Yesterday Apple (AAPL) shares fell 8% despite the company reporting record earnings. The 1-2 punch of beating EPS estimates followed by a stock drop has been something of a trend this year. Despite 2/3 of the companies reporting exceeding earnings estimates this quarter, the S&P500 (^GSPC) has dropped more than 2% year-to-date.
There are plenty of reasons for the the drop in share prices, the most obvious being the generally poor outlooks and increasingly uncertain picture in emerging makets. In terms of earnings themselves, the simplest explanation for analysts overlooking EPS coming in "better than expected" is that net income has been disappointing. Corporate America is trying to buy its way into apparent growth by buying back shares and investors are crying foul.

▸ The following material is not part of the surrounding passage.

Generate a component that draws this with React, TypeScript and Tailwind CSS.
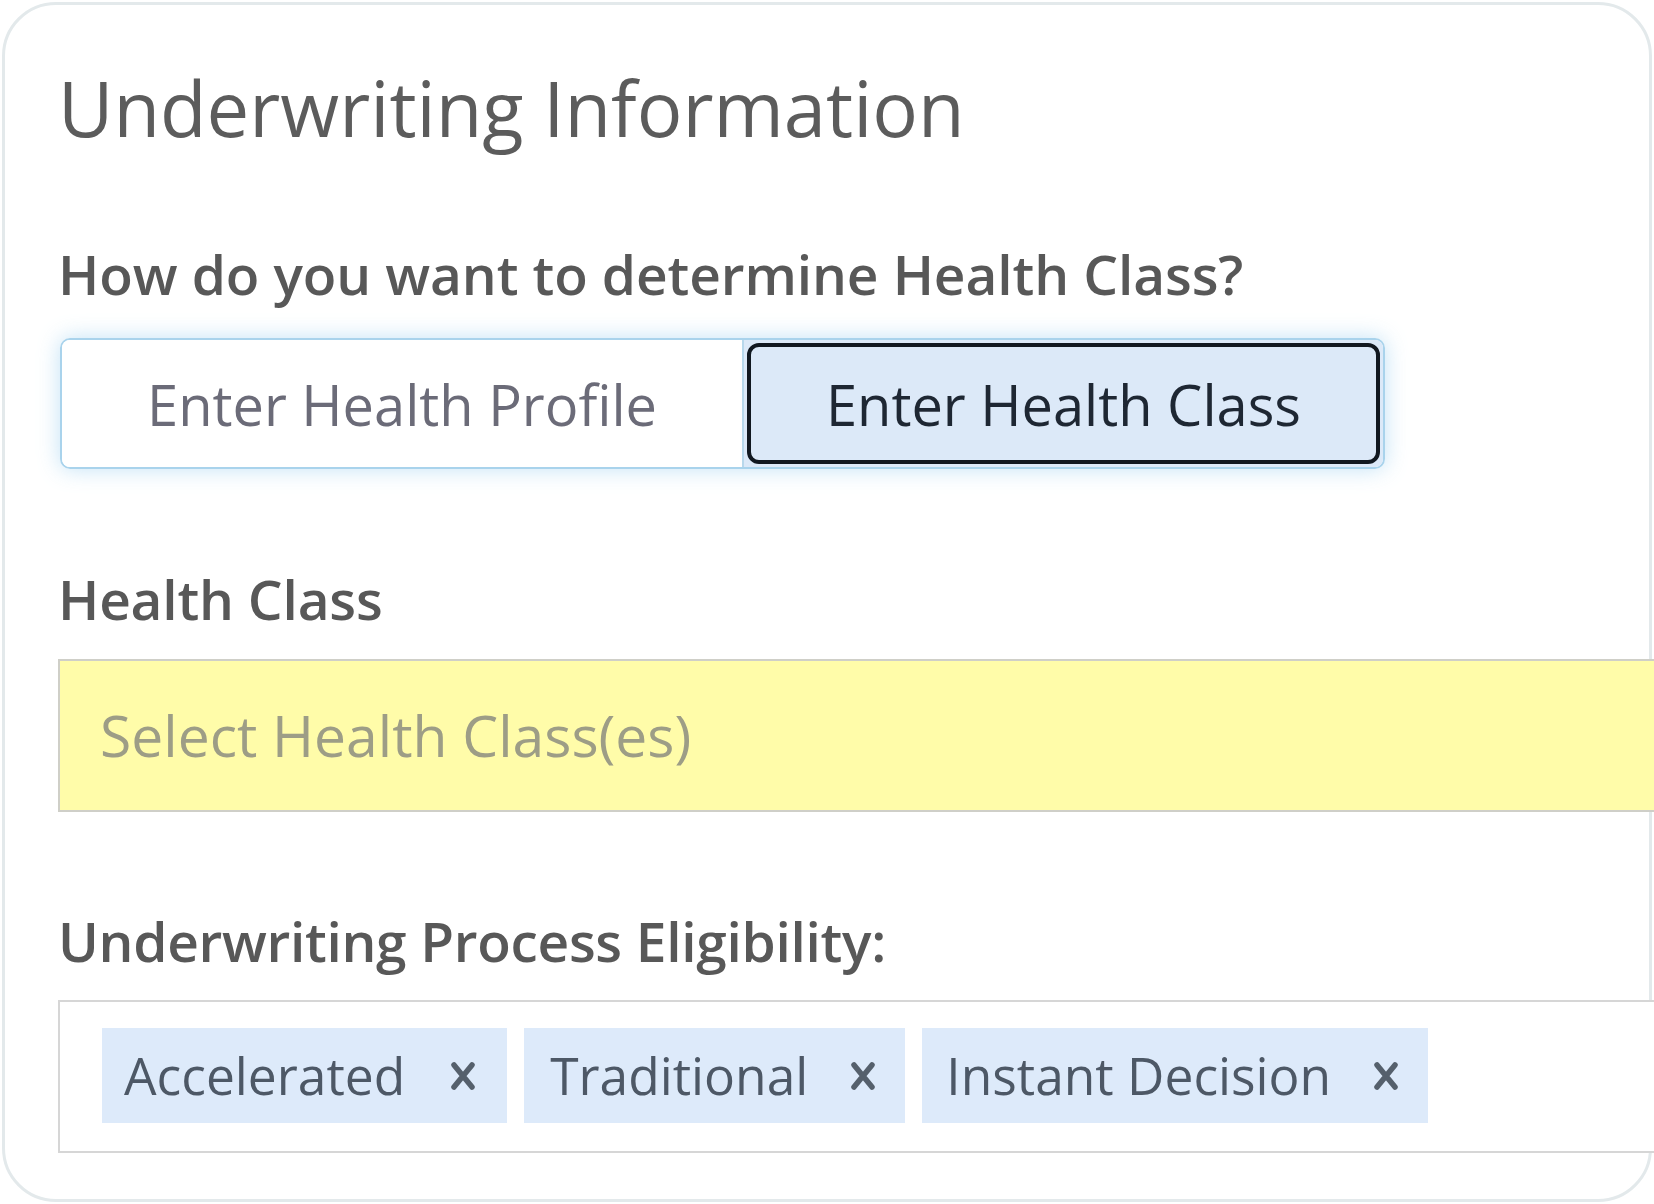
const chips = [
  { label: "Accelerated", pl: "pl-[22px]", gap: "gap-[45px]", pr: "pr-[31px]" },
  { label: "Traditional", pl: "pl-[26px]", gap: "gap-[42px]", pr: "pr-[29px]" },
  { label: "Instant Decision", pl: "pl-[24px]", gap: "gap-[42px]", pr: "pr-[29px]" },
];

const RemoveIcon = () => (
  <svg width="26" height="30" viewBox="0 0 26 30" className="shrink-0">
    <path
      d="M4 4 L22 26 M22 4 L4 26"
      stroke="#55606c"
      strokeWidth="5.5"
      strokeLinecap="round"
    />
  </svg>
);

const App = () => {
  return (
    <div className="h-screen w-screen overflow-hidden bg-white p-[2px] font-['Open_Sans',sans-serif]">
      <section className="h-full rounded-[54px] border-[3px] border-[#e3e9eb] bg-white pl-[53px] pt-[65px]">
        <h1 className="text-[76px] leading-none text-[#5c5c5c]">
          Underwriting Information
        </h1>

        <p className="mt-[100px] text-[55px] font-semibold leading-none tracking-[-0.1px] text-[#585858]">
          How do you want to determine Health Class?
        </p>

        <div className="ml-[2px] mt-[37px] flex h-[131px] w-[1325px] overflow-hidden rounded-[10px] border-2 border-[#a9d3ec] shadow-[0_0_22px_rgba(120,190,235,0.45)]">
          <button className="flex w-[682px] items-center justify-center border-r-2 border-[#b8d8ec] bg-white text-[56px] leading-none text-[#6b6b78]">
            Enter Health Profile
          </button>
          <div className="flex flex-1 bg-[#dce9f8] p-[3px]">
            <button className="flex flex-1 items-center justify-center rounded-[12px] border-[4px] border-[#111820] text-[56px] leading-none text-[#1e2733]">
              Enter Health Class
            </button>
          </div>
        </div>

        <p className="mt-[102px] text-[55px] font-semibold leading-none tracking-[-0.2px] text-[#585858]">
          Health Class
        </p>

        <div className="mt-[33px] flex h-[153px] w-[1640px] items-center border-2 border-[#cfcfc8] bg-[#fffca9] pl-[40px]">
          <span className="text-[57px] leading-none text-[#9d9d86]">
            Select Health Class(es)
          </span>
        </div>

        <p className="mt-[101px] text-[55px] font-semibold leading-none tracking-[-0.3px] text-[#585858]">
          Underwriting Process Eligibility:
        </p>

        <div className="mt-[32px] flex h-[153px] w-[1640px] items-start gap-[17px] border-2 border-[#d6d6d6] bg-white pl-[42px] pt-[26px]">
          {chips.map((chip) => (
            <div
              key={chip.label}
              className={`flex h-[95px] items-center bg-[#ddeafa] ${chip.pl} ${chip.gap} ${chip.pr}`}
            >
              <span className="text-[51.5px] leading-none text-[#4d5866]">
                {chip.label}
              </span>
              <RemoveIcon />
            </div>
          ))}
        </div>
      </section>
    </div>
  );
};

export default App;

For the last couple years companies have been trying to sell the idea that EPS growth is the same thing has earnings growth. EPS is just net income divided by shares outstanding. That means companies can grow EPS by either a) growing net income or b) reducing shares by spending billions buying back stock.
Apple went with option 'B.' Net income for last quarter came to $13.072 billion compared to $13.078 billion in the same quarter for 2102. EPS was a record high $14.50 per share because Apple spent $5 billion buying back stock. If not for the buyback, Apple would have posted EPS of $13.80 vs. $13.81 last year.
Adding insult to idiocy Apple paid $525 per share for 9.5 million shares. Those now retired shares lost $380 million in value on paper yesterday and are down $209 million since Apple bought them on the open market (which was falsely billed as “returning money to shareholders”).
Buybacks don’t work in any tangible way. Buybacks don’t drive earnings, create a “floor for the stock,” or return money to share owners. Apple took $5 billion in shareholder cash and vaporized it in the name of creating higher earnings per share.
Based on the early figures, the best guess is that about $500 billion worth of stock was repurchased by corporations in 2013. It's the second largest total on record, trailing only 2007. Note that in 2008 the S&P500 fell more than 38%, the third worst annual performance in market history.